Only the lines from the start of the data through the one containing "MdArrowDropDown, MdExpandLess, MdHelp" belong in your answer; return them exactly.
----- Material
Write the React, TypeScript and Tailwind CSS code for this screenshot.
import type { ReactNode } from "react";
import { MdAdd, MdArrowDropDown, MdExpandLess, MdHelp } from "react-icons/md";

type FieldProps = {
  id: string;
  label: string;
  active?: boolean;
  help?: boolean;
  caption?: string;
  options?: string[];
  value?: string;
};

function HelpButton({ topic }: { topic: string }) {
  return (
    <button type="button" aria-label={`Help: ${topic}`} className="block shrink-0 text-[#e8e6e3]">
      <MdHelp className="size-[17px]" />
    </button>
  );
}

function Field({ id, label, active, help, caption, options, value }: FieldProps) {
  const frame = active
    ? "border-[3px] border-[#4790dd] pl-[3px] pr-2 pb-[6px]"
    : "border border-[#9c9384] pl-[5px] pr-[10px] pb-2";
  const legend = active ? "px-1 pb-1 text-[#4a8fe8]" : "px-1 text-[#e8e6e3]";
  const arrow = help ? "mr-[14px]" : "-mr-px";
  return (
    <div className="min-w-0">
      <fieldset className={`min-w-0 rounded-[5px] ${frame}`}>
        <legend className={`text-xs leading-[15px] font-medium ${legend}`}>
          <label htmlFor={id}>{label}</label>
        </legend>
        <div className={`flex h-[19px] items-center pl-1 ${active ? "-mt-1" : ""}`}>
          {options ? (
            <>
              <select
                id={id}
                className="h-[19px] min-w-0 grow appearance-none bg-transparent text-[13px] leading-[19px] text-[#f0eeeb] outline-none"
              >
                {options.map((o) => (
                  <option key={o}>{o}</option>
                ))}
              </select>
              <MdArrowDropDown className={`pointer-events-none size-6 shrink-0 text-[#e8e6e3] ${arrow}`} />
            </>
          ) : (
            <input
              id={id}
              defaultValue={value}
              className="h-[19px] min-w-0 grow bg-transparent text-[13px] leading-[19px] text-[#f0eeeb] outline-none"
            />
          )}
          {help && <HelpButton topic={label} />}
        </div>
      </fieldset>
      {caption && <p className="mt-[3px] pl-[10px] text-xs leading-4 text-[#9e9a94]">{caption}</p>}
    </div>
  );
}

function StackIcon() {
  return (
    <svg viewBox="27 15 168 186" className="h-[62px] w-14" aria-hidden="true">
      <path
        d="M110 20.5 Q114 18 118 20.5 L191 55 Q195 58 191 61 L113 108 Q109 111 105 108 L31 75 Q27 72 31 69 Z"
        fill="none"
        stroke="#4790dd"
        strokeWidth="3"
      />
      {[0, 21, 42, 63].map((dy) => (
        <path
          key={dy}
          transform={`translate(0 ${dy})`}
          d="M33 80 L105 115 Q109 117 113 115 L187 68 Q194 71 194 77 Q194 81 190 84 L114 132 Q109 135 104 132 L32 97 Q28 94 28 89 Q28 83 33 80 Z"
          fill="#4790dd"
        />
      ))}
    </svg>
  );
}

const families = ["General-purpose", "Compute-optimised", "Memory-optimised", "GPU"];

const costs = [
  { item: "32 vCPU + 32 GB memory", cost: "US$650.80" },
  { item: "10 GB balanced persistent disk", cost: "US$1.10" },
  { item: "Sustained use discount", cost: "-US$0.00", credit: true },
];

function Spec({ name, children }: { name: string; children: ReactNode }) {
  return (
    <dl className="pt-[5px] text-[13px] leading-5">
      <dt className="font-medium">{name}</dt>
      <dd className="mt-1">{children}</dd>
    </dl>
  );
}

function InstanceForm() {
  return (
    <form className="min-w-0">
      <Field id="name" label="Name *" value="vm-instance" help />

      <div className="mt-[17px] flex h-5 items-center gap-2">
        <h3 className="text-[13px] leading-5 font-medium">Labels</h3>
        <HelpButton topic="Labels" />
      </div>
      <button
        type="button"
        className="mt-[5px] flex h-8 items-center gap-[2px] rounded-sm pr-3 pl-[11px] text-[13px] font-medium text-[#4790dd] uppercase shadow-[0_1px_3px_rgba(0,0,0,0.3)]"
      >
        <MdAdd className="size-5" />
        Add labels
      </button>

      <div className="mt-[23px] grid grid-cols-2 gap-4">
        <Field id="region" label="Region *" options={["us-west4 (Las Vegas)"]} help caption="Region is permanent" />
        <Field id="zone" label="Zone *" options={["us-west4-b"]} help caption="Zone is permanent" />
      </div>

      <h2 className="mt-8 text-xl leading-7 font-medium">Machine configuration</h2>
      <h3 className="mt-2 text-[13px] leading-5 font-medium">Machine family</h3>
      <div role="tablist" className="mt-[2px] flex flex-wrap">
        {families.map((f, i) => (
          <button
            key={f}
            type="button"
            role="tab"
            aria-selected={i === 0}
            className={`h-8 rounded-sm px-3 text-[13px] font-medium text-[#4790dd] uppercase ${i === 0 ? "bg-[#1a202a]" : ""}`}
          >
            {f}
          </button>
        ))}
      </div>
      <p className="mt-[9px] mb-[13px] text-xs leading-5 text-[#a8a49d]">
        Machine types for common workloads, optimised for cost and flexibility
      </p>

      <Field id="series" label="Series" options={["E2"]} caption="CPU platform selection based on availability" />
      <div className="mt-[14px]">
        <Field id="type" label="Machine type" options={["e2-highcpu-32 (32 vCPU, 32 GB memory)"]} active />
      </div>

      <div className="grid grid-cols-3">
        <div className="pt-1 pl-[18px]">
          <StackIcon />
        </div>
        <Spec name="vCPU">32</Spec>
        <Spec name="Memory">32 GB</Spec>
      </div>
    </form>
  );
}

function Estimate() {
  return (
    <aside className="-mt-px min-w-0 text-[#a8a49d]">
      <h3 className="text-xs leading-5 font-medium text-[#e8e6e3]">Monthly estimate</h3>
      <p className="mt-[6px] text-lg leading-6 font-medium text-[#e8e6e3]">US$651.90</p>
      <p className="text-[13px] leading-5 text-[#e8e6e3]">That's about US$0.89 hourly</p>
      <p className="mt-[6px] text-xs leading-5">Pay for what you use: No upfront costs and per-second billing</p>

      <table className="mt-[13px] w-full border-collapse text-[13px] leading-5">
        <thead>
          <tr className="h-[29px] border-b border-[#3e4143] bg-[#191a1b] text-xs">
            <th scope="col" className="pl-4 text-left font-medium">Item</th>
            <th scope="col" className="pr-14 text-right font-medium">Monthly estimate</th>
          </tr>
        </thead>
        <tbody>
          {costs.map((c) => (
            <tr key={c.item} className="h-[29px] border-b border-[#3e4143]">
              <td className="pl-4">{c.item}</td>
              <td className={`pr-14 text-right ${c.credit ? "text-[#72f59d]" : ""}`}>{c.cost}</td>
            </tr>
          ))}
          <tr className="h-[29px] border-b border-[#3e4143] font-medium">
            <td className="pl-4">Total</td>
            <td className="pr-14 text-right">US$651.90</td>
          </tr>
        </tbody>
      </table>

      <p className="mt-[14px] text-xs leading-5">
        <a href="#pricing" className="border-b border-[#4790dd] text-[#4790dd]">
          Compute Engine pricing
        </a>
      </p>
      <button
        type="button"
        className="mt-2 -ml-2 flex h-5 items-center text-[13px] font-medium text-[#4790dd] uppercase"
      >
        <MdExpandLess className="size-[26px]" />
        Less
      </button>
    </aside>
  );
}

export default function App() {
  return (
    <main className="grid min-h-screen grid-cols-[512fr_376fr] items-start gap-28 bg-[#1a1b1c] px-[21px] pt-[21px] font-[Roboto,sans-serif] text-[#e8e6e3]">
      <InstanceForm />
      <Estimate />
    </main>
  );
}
----------
* Task result:
Write the React, TypeScript and Tailwind CSS code for this screenshot.
import type { ReactNode } from "react";
import { MdAdd, MdArrowDropDown, MdExpandLess, MdHelp } from "react-icons/md";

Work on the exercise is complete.